INFORMATION SHOWN >>

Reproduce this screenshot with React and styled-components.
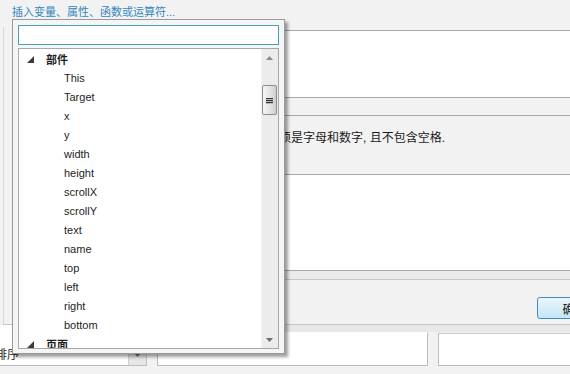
import React from 'react';
import styled, { createGlobalStyle } from 'styled-components';

const GlobalStyle = createGlobalStyle`
    html, body {
        margin: 0;
        padding: 0;
        background: #f2f2f2;
    }
    body {
        font-family: "Liberation Sans", "Noto Sans CJK SC", sans-serif;
    }
`;

const cjk = `"Liberation Sans", "Noto Sans CJK SC", sans-serif`;

const Screen = styled.div`
    position: relative;
    width: 570px;
    height: 374px;
    overflow: hidden;
    background: #f2f2f2;
    display: flex;
    flex-direction: column;
`;

const LinkBar = styled.div`
    height: 27px;
    box-sizing: border-box;
    padding: 5px 0 0 12px;
    font-family: ${cjk};
    font-size: 11px;
    line-height: 14px;
    color: #3388bf;
`;

const MainPanel = styled.div`
    margin-left: 3px;
    height: 298px;
    box-sizing: border-box;
    padding: 3px 0 0 10px;
    border-left: 1px solid #d8d8d8;
    border-bottom: 1px solid #c6c6c6;
    display: flex;
    flex-direction: column;
`;

const WhiteBox = styled.div`
    height: ${(p) => p.$h}px;
    box-sizing: border-box;
    background: #fff;
    border-top: 1px solid #a8a8a8;
    border-bottom: 1px solid #a8a8a8;
    margin-bottom: ${(p) => p.$gap || 0}px;
`;

const HintGroup = styled.div`
    height: 59px;
    box-sizing: border-box;
    border-top: 1px solid #a8a8a8;
    padding: 14px 0 0 229px;
    font-family: ${cjk};
    font-size: 12px;
    line-height: 16px;
    color: #1a1a1a;
    white-space: nowrap;
`;

const Divider = styled.div`
    height: 8px;
    background: #ebebeb;
`;

const Footer = styled.div`
    flex: 1;
    border-top: 1px solid #c8c8c8;
    display: flex;
    justify-content: flex-end;
    align-items: flex-start;
    padding-top: 17px;
`;

const PrimaryButton = styled.button`
    width: 75px;
    height: 22px;
    margin-right: -42px;
    border: 1px solid #3f8fbf;
    border-radius: 3px;
    background: linear-gradient(#eaf6fd, #c4e5f7);
    font-family: ${cjk};
    font-size: 12px;
    color: #111;
    padding: 0;
`;

const BottomRow = styled.div`
    height: 41px;
    display: flex;
    gap: 10px;
    background: linear-gradient(#e8e8e8 0 7px, #f2f2f2 7px);
`;

const ComboCell = styled.div`
    width: 147px;
    box-sizing: border-box;
    background: #fff;
    border-right: 1px solid #c4c4c4;
    border-bottom: 1px solid #bdbdbd;
    display: flex;
    align-items: flex-end;
`;

const ComboLabel = styled.div`
    flex: 1;
    margin-left: -5px;
    height: 20px;
    font-family: ${cjk};
    font-size: 12px;
    line-height: 20px;
    color: #1a1a1a;
`;

const ComboArrow = styled.div`
    width: 17px;
    height: 20px;
    background: #e6e6e6;
    border-left: 1px solid #d0d0d0;
    display: flex;
    align-items: center;
    justify-content: center;
`;

const ListCell = styled.div`
    width: ${(p) => p.$w}px;
    flex: ${(p) => (p.$w ? 'none' : 1)};
    box-sizing: border-box;
    margin-top: ${(p) => p.$top}px;
    background: #fff;
    border: 1px solid #bdbdbd;
    border-top-color: ${(p) => p.$topColor || '#fff'};
    border-right-width: ${(p) => (p.$w ? 1 : 0)}px;
`;

/* popup */

const Popup = styled.div`
    position: absolute;
    left: 12px;
    top: 19px;
    width: 273px;
    height: 335px;
    box-sizing: border-box;
    background: #f5f5f5;
    border: 1px solid #9a9a9a;
    box-shadow: 3px 3px 3px rgba(0, 0, 0, 0.38);
    padding: 5px 5px 4px 5px;
    display: flex;
    flex-direction: column;
    gap: 3px;
`;

const SearchInput = styled.input`
    height: 20px;
    box-sizing: border-box;
    border: 1px solid #46a2ba;
    background: #fff;
    outline: none;
    padding: 0 4px;
    font-size: 11px;
`;

const ListBox = styled.div`
    flex: 1;
    min-height: 0;
    border: 1px solid #a8a8a8;
    background: #fff;
    display: flex;
    overflow: hidden;
`;

const Tree = styled.div`
    flex: 1;
    overflow: hidden;
`;

const TreeRow = styled.div`
    height: 19px;
    display: flex;
    align-items: center;
    padding-left: ${(p) => (p.$group ? 8 : 45)}px;
    font-family: ${cjk};
    font-size: 11px;
    font-weight: ${(p) => (p.$group ? 700 : 400)};
    color: #1e1e1e;
    white-space: nowrap;
`;

const Expander = styled.svg`
    width: 7px;
    height: 7px;
    margin-right: 12px;
    margin-top: 1px;
`;

const ScrollTrack = styled.div`
    width: 16px;
    background: #ececec;
    border-left: 1px solid #f4f4f4;
    display: flex;
    flex-direction: column;
    align-items: flex-start;
`;

const ScrollArrow = styled.div`
    height: 17px;
    width: 15px;
    display: flex;
    align-items: center;
    justify-content: center;
`;

const Thumb = styled.div`
    width: 15px;
    height: 30px;
    box-sizing: border-box;
    border: 1px solid #8e8e8e;
    border-radius: 2px;
    background: linear-gradient(90deg, #f6f6f6, #e2e2e2 60%, #cdcdcd);
    display: flex;
    flex-direction: column;
    align-items: center;
    justify-content: center;
    gap: 1px;
`;

const Grip = styled.span`
    display: block;
    width: 7px;
    height: 1px;
    background: #333;
    box-shadow: 0 1px 0 #bbb;
`;

const Spacer = styled.div`
    flex: 1;
`;

const groups = [
    {
        label: '部件',
        items: ['This', 'Target', 'x', 'y', 'width', 'height', 'scrollX', 'scrollY', 'text', 'name', 'top', 'left', 'right', 'bottom'],
    },
    { label: '页面', items: [] },
];

const Triangle = ({ up }) => (
    <svg width="7" height="4" viewBox="0 0 7 4">
        <polygon points={up ? '3.5,0 7,4 0,4' : '0,0 7,0 3.5,4'} fill={up ? '#8a8a8a' : '#6e6e6e'} />
    </svg>
);

const App = () => {
    const thumbOffset = 19;

    return (
        <>
            <GlobalStyle />
            <Screen>
                <LinkBar>插入变量、属性、函数或运算符...</LinkBar>

                <MainPanel>
                    <WhiteBox $h={68} $gap={17} />
                    <HintGroup>名称必须是字母和数字, 且不包含空格.</HintGroup>
                    <WhiteBox $h={97} />
                    <Divider />
                    <Footer>
                        <PrimaryButton>确定</PrimaryButton>
                    </Footer>
                </MainPanel>

                <BottomRow>
                    <ComboCell>
                        <ComboLabel>排序</ComboLabel>
                        <ComboArrow>
                            <Triangle />
                        </ComboArrow>
                    </ComboCell>
                    <ListCell $w={271} $top={7} />
                    <ListCell $top={8} $topColor="#c8c8c8" />
                </BottomRow>

                {/* insert popup */}
                <Popup>
                    <SearchInput />
                    <ListBox>
                        <Tree>
                            {groups.map((g) => (
                                <React.Fragment key={g.label}>
                                    <TreeRow $group>
                                        <Expander viewBox="0 0 7 7">
                                            <polygon points="7,0 7,7 0,7" fill="#3c3c3c" />
                                        </Expander>
                                        {g.label}
                                    </TreeRow>
                                    {g.items.map((item) => (
                                        <TreeRow key={item}>{item}</TreeRow>
                                    ))}
                                </React.Fragment>
                            ))}
                        </Tree>
                        <ScrollTrack>
                            <ScrollArrow>
                                <Triangle up />
                            </ScrollArrow>
                            <Thumb style={{ marginTop: thumbOffset }}>
                                <Grip />
                                <Grip />
                                <Grip />
                            </Thumb>
                            <Spacer />
                            <ScrollArrow>
                                <Triangle />
                            </ScrollArrow>
                        </ScrollTrack>
                    </ListBox>
                </Popup>
            </Screen>
        </>
    );
};

export default App;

GIVEN INSTRUCTION >> Reproduce the material above in full, exactly, with no images.

PROBLEM SOLUTION >>
Reproduce this screenshot with React and styled-components.
import React from 'react';
import styled, { createGlobalStyle } from 'styled-components';

const GlobalStyle = createGlobalStyle`
    html, body {
        margin: 0;
        padding: 0;
        background: #f2f2f2;
    }
    body {
        font-family: "Liberation Sans", "Noto Sans CJK SC", sans-serif;
    }
`;

const cjk = `"Liberation Sans", "Noto Sans CJK SC", sans-serif`;

const Screen = styled.div`
    position: relative;
    width: 570px;
    height: 374px;
    overflow: hidden;
    background: #f2f2f2;
    display: flex;
    flex-direction: column;
`;

const LinkBar = styled.div`
    height: 27px;
    box-sizing: border-box;
    padding: 5px 0 0 12px;
    font-family: ${cjk};
    font-size: 11px;
    line-height: 14px;
    color: #3388bf;
`;

const MainPanel = styled.div`
    margin-left: 3px;
    height: 298px;
    box-sizing: border-box;
    padding: 3px 0 0 10px;
    border-left: 1px solid #d8d8d8;
    border-bottom: 1px solid #c6c6c6;
    display: flex;
    flex-direction: column;
`;

const WhiteBox = styled.div`
    height: ${(p) => p.$h}px;
    box-sizing: border-box;
    background: #fff;
    border-top: 1px solid #a8a8a8;
    border-bottom: 1px solid #a8a8a8;
    margin-bottom: ${(p) => p.$gap || 0}px;
`;

const HintGroup = styled.div`
    height: 59px;
    box-sizing: border-box;
    border-top: 1px solid #a8a8a8;
    padding: 14px 0 0 229px;
    font-family: ${cjk};
    font-size: 12px;
    line-height: 16px;
    color: #1a1a1a;
    white-space: nowrap;
`;

const Divider = styled.div`
    height: 8px;
    background: #ebebeb;
`;

const Footer = styled.div`
    flex: 1;
    border-top: 1px solid #c8c8c8;
    display: flex;
    justify-content: flex-end;
    align-items: flex-start;
    padding-top: 17px;
`;

const PrimaryButton = styled.button`
    width: 75px;
    height: 22px;
    margin-right: -42px;
    border: 1px solid #3f8fbf;
    border-radius: 3px;
    background: linear-gradient(#eaf6fd, #c4e5f7);
    font-family: ${cjk};
    font-size: 12px;
    color: #111;
    padding: 0;
`;

const BottomRow = styled.div`
    height: 41px;
    display: flex;
    gap: 10px;
    background: linear-gradient(#e8e8e8 0 7px, #f2f2f2 7px);
`;

const ComboCell = styled.div`
    width: 147px;
    box-sizing: border-box;
    background: #fff;
    border-right: 1px solid #c4c4c4;
    border-bottom: 1px solid #bdbdbd;
    display: flex;
    align-items: flex-end;
`;

const ComboLabel = styled.div`
    flex: 1;
    margin-left: -5px;
    height: 20px;
    font-family: ${cjk};
    font-size: 12px;
    line-height: 20px;
    color: #1a1a1a;
`;

const ComboArrow = styled.div`
    width: 17px;
    height: 20px;
    background: #e6e6e6;
    border-left: 1px solid #d0d0d0;
    display: flex;
    align-items: center;
    justify-content: center;
`;

const ListCell = styled.div`
    width: ${(p) => p.$w}px;
    flex: ${(p) => (p.$w ? 'none' : 1)};
    box-sizing: border-box;
    margin-top: ${(p) => p.$top}px;
    background: #fff;
    border: 1px solid #bdbdbd;
    border-top-color: ${(p) => p.$topColor || '#fff'};
    border-right-width: ${(p) => (p.$w ? 1 : 0)}px;
`;

/* popup */

const Popup = styled.div`
    position: absolute;
    left: 12px;
    top: 19px;
    width: 273px;
    height: 335px;
    box-sizing: border-box;
    background: #f5f5f5;
    border: 1px solid #9a9a9a;
    box-shadow: 3px 3px 3px rgba(0, 0, 0, 0.38);
    padding: 5px 5px 4px 5px;
    display: flex;
    flex-direction: column;
    gap: 3px;
`;

const SearchInput = styled.input`
    height: 20px;
    box-sizing: border-box;
    border: 1px solid #46a2ba;
    background: #fff;
    outline: none;
    padding: 0 4px;
    font-size: 11px;
`;

const ListBox = styled.div`
    flex: 1;
    min-height: 0;
    border: 1px solid #a8a8a8;
    background: #fff;
    display: flex;
    overflow: hidden;
`;

const Tree = styled.div`
    flex: 1;
    overflow: hidden;
`;

const TreeRow = styled.div`
    height: 19px;
    display: flex;
    align-items: center;
    padding-left: ${(p) => (p.$group ? 8 : 45)}px;
    font-family: ${cjk};
    font-size: 11px;
    font-weight: ${(p) => (p.$group ? 700 : 400)};
    color: #1e1e1e;
    white-space: nowrap;
`;

const Expander = styled.svg`
    width: 7px;
    height: 7px;
    margin-right: 12px;
    margin-top: 1px;
`;

const ScrollTrack = styled.div`
    width: 16px;
    background: #ececec;
    border-left: 1px solid #f4f4f4;
    display: flex;
    flex-direction: column;
    align-items: flex-start;
`;

const ScrollArrow = styled.div`
    height: 17px;
    width: 15px;
    display: flex;
    align-items: center;
    justify-content: center;
`;

const Thumb = styled.div`
    width: 15px;
    height: 30px;
    box-sizing: border-box;
    border: 1px solid #8e8e8e;
    border-radius: 2px;
    background: linear-gradient(90deg, #f6f6f6, #e2e2e2 60%, #cdcdcd);
    display: flex;
    flex-direction: column;
    align-items: center;
    justify-content: center;
    gap: 1px;
`;

const Grip = styled.span`
    display: block;
    width: 7px;
    height: 1px;
    background: #333;
    box-shadow: 0 1px 0 #bbb;
`;

const Spacer = styled.div`
    flex: 1;
`;

const groups = [
    {
        label: '部件',
        items: ['This', 'Target', 'x', 'y', 'width', 'height', 'scrollX', 'scrollY', 'text', 'name', 'top', 'left', 'right', 'bottom'],
    },
    { label: '页面', items: [] },
];

const Triangle = ({ up }) => (
    <svg width="7" height="4" viewBox="0 0 7 4">
        <polygon points={up ? '3.5,0 7,4 0,4' : '0,0 7,0 3.5,4'} fill={up ? '#8a8a8a' : '#6e6e6e'} />
    </svg>
);

const App = () => {
    const thumbOffset = 19;

    return (
        <>
            <GlobalStyle />
            <Screen>
                <LinkBar>插入变量、属性、函数或运算符...</LinkBar>

                <MainPanel>
                    <WhiteBox $h={68} $gap={17} />
                    <HintGroup>名称必须是字母和数字, 且不包含空格.</HintGroup>
                    <WhiteBox $h={97} />
                    <Divider />
                    <Footer>
                        <PrimaryButton>确定</PrimaryButton>
                    </Footer>
                </MainPanel>

                <BottomRow>
                    <ComboCell>
                        <ComboLabel>排序</ComboLabel>
                        <ComboArrow>
                            <Triangle />
                        </ComboArrow>
                    </ComboCell>
                    <ListCell $w={271} $top={7} />
                    <ListCell $top={8} $topColor="#c8c8c8" />
                </BottomRow>

                {/* insert popup */}
                <Popup>
                    <SearchInput />
                    <ListBox>
                        <Tree>
                            {groups.map((g) => (
                                <React.Fragment key={g.label}>
                                    <TreeRow $group>
                                        <Expander viewBox="0 0 7 7">
                                            <polygon points="7,0 7,7 0,7" fill="#3c3c3c" />
                                        </Expander>
                                        {g.label}
                                    </TreeRow>
                                    {g.items.map((item) => (
                                        <TreeRow key={item}>{item}</TreeRow>
                                    ))}
                                </React.Fragment>
                            ))}
                        </Tree>
                        <ScrollTrack>
                            <ScrollArrow>
                                <Triangle up />
                            </ScrollArrow>
                            <Thumb style={{ marginTop: thumbOffset }}>
                                <Grip />
                                <Grip />
                                <Grip />
                            </Thumb>
                            <Spacer />
                            <ScrollArrow>
                                <Triangle />
                            </ScrollArrow>
                        </ScrollTrack>
                    </ListBox>
                </Popup>
            </Screen>
        </>
    );
};

export default App;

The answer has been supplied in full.